Jackson has cited chess and saxophone as his off the court passions, having started the chess club at Justin-Siena High School and having played the saxophone since he was in the seventh grade.

Jackson was arrested in Miami at a Rolling Loud concert on May 12, 2019, for allegedly attempting to enter the VIP entrance several times and reportedly attempting to evade police while being arrested. He was also suspended from the Memphis Grizzlies G-League team for violating the team's rules.

===Endorsements===
On June 21, the day before the 2017 NBA draft, Jackson signed a multi-year endorsement deal with Under Armour. He was later joined by Mavericks guard Dennis Smith Jr. and Thunder guard Terrance Ferguson as members of the 2017 draft class to sign with Under Armour.

===Vandalism case===
On February 2, 2017, it was reported by the Kansas City Star that Jackson and Kansas teammate LaGerald Vick were persons of interest in a vandalism case that had occurred the previous December outside a bar in Lawrence. It was alleged that Jackson and Vick had damaged the car of McKenzie Calvert, a KU women's basketball player and Vick's ex-girlfriend. She told police that during the incident outside the bar, Jackson yelled "for her to get out of the car and that he would beat her ass” prior to damaging her car. Following the investigation by police, Jackson was charged with one count of misdemeanor criminal damage to property and was scheduled to be arraigned on April 12. Following the announcement of the charges, Jackson released a statement apologizing for his role in the incident and offered to pay for damages. Following Jackson's charges, KU basketball coach Bill Self stated that Jackson had been disciplined internally by the administration but would not be suspended for any games due to his actions in the incident.

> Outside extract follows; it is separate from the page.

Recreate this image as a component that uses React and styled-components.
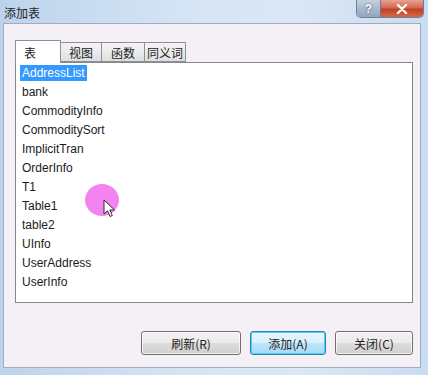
import React from 'react'
import styled, { createGlobalStyle } from 'styled-components'

const tables = [
  'AddressList',
  'bank',
  'CommodityInfo',
  'CommoditySort',
  'ImplicitTran',
  'OrderInfo',
  'T1',
  'Table1',
  'table2',
  'UInfo',
  'UserAddress',
  'UserInfo',
]

const tabs = [
  { label: '表', width: 46 },
  { label: '视图', width: 42 },
  { label: '函数', width: 44 },
  { label: '同义词', width: 42 },
]

const App = () => {
  return (
    <Window>
      <GlobalStyle />
      <TitleBar>
        <Title>添加表</Title>
        <Caption>
          <HelpBtn>?</HelpBtn>
          <CloseBtn>
            <svg width="12" height="10" viewBox="0 0 12 10">
              <path d="M2 1 L10 9 M10 1 L2 9" stroke="#fff" strokeWidth="2.4" strokeLinecap="round" />
            </svg>
          </CloseBtn>
        </Caption>
      </TitleBar>

      <Client>
        <TabRow>
          {tabs.map((t, i) => (
            <Tab key={t.label} $w={t.width} $active={i === 0}>{t.label}</Tab>
          ))}
        </TabRow>
        <ListBox>
          {tables.map((name, i) => (
            <Item key={name}>
              <Label $selected={i === 0}>{name}</Label>
            </Item>
          ))}
        </ListBox>
        <ButtonRow>
          <Button $w={100}>刷新(R)</Button>
          <Button $w={76} $default>添加(A)</Button>
          <Button $w={78}>关闭(C)</Button>
        </ButtonRow>
      </Client>

      <ClickDot />
      <Pointer width="14" height="20" viewBox="0 0 14 20">
        <path
          d="M1 1 L1 15 L4.5 11.8 L7 17.5 L9.3 16.5 L6.8 11 L11.5 11 Z"
          fill="#fff"
          stroke="#2a2a2a"
          strokeWidth="1"
          strokeLinejoin="round"
        />
      </Pointer>
    </Window>
  )
}

export default App

const GlobalStyle = createGlobalStyle`
  html, body {
    margin: 0;
    padding: 0;
    background: #cfdff1;
  }
  * { box-sizing: border-box; }
`

const Window = styled.div`
  position: relative;
  width: 428px;
  height: 375px;
  overflow: hidden;
  display: flex;
  flex-direction: column;
  padding: 0 7px 7px 3px;
  background: linear-gradient(to right, #bdd3ec 0%, #d6e5f5 45%, #dbe7f5 70%, #c9dcf1 100%);
  font-family: "Liberation Sans", "Noto Sans CJK SC", sans-serif;
  font-size: 12px;
  color: #1b1b1b;
`

const TitleBar = styled.div`
  height: 23px;
  display: flex;
  align-items: flex-start;
  justify-content: space-between;
`

const Title = styled.div`
  padding: 4px 0 0 1px;
  font-family: "Noto Sans CJK SC", sans-serif;
  font-size: 12px;
  color: #1e1e1e;
`

const Caption = styled.div`
  display: flex;
  margin-right: -3px;
  border: 1px solid #6d7f98;
  border-top: none;
  border-radius: 0 0 5px 5px;
  overflow: hidden;
  height: 18px;
`

const HelpBtn = styled.div`
  width: 24px;
  display: flex;
  align-items: center;
  justify-content: center;
  background: linear-gradient(#c5d0de, #a9b8cb 50%, #94a7bf);
  border-right: 1px solid #6d7f98;
  color: #fff;
  font-weight: bold;
  font-size: 12px;
  text-shadow: 0 0 2px #33475f;
`

const CloseBtn = styled.div`
  width: 42px;
  display: flex;
  align-items: center;
  justify-content: center;
  background: linear-gradient(#e8a393, #d5694f 45%, #c2411f 55%, #d5694a);
`

const Client = styled.div`
  flex: 1;
  display: flex;
  flex-direction: column;
  padding: 16px 7px 0 11px;
  background: #f4f0f6;
  border: 1px solid #9eadc2;
`

const TabRow = styled.div`
  display: flex;
  align-items: flex-end;
  height: 22px;
  position: relative;
  z-index: 1;
`

const Tab = styled.div`
  display: flex;
  align-items: center;
  justify-content: ${p => (p.$active ? 'flex-start' : 'center')};
  width: ${p => p.$w}px;
  padding-left: ${p => (p.$active ? '8px' : '0')};
  height: ${p => (p.$active ? '23px' : '20px')};
  margin-bottom: ${p => (p.$active ? '-1px' : '0')};
  margin-left: ${p => (p.$active ? '0' : '-1px')};
  border: 1px solid #8d9196;
  border-bottom: ${p => (p.$active ? 'none' : '1px solid #8d9196')};
  background: ${p => (p.$active ? '#fff' : 'linear-gradient(#f3f3f3, #ebebeb 50%, #dedede)')};
  font-family: "Noto Sans CJK SC", sans-serif;
  font-size: 12px;
`

const ListBox = styled.div`
  height: 241px;
  background: #fff;
  border: 1px solid #828790;
  padding: 2px 0 0 4px;
`

const Item = styled.div`
  height: 19px;
  display: flex;
  align-items: flex-start;
`

const Label = styled.span`
  display: inline-block;
  height: 16px;
  line-height: 16px;
  padding: 0 2px;
  background: ${p => (p.$selected ? '#3399ff' : 'transparent')};
  color: ${p => (p.$selected ? '#fff' : '#1b1b1b')};
`

const ButtonRow = styled.div`
  display: flex;
  justify-content: flex-end;
  gap: 9px;
  margin-top: 28px;
`

const Button = styled.div`
  width: ${p => p.$w}px;
  height: 24px;
  display: flex;
  align-items: center;
  justify-content: center;
  border: 1px solid ${p => (p.$default ? '#3c7fb1' : '#707070')};
  border-radius: 3px;
  background: ${p =>
    p.$default
      ? 'linear-gradient(#eaf6fd, #d9f0fc 50%, #bee6fd 51%, #a7d9f5)'
      : 'linear-gradient(#f2f2f2, #ebebeb 50%, #dddddd 51%, #cfcfcf)'};
  box-shadow: inset 0 0 0 1px ${p => (p.$default ? '#48d0f7' : 'rgba(255,255,255,0.7)')};
  font-family: "Noto Sans CJK SC", sans-serif;
  font-size: 12px;
  color: #1e1e1e;
`

const ClickDot = styled.div`
  position: absolute;
  left: 85px;
  top: 184px;
  width: 34px;
  height: 32px;
  border-radius: 50%;
  background: #f383ee;
`

const Pointer = styled.svg`
  position: absolute;
  left: 103px;
  top: 199px;
`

After pleading not guilty to the vandalism charges, Jackson filed for a diversion agreement in Douglas County Court which would last 12 months. As a part of the agreement, Jackson agreed to complete an anger management course, complete community service, abstain from alcohol and drug use during the diversion period, obtain substance abuse evaluation and write a letter of apology to the victims. He also agreed to pay $250 in restitution, $158 to the court and $150 for the cost of diversion. Although Jackson originally pleaded guilty, as a part of the diversion agreement he signed a stipulation of facts matching witness accounts of his actions during the incident. Following the successful completion of the diversion program, Jackson's case would be dismissed by the Douglas County Court. When asked about his progress during an interview on June 13, Jackson told reporters that he was nearly finished with the anger management course and that he had learned from his mistake.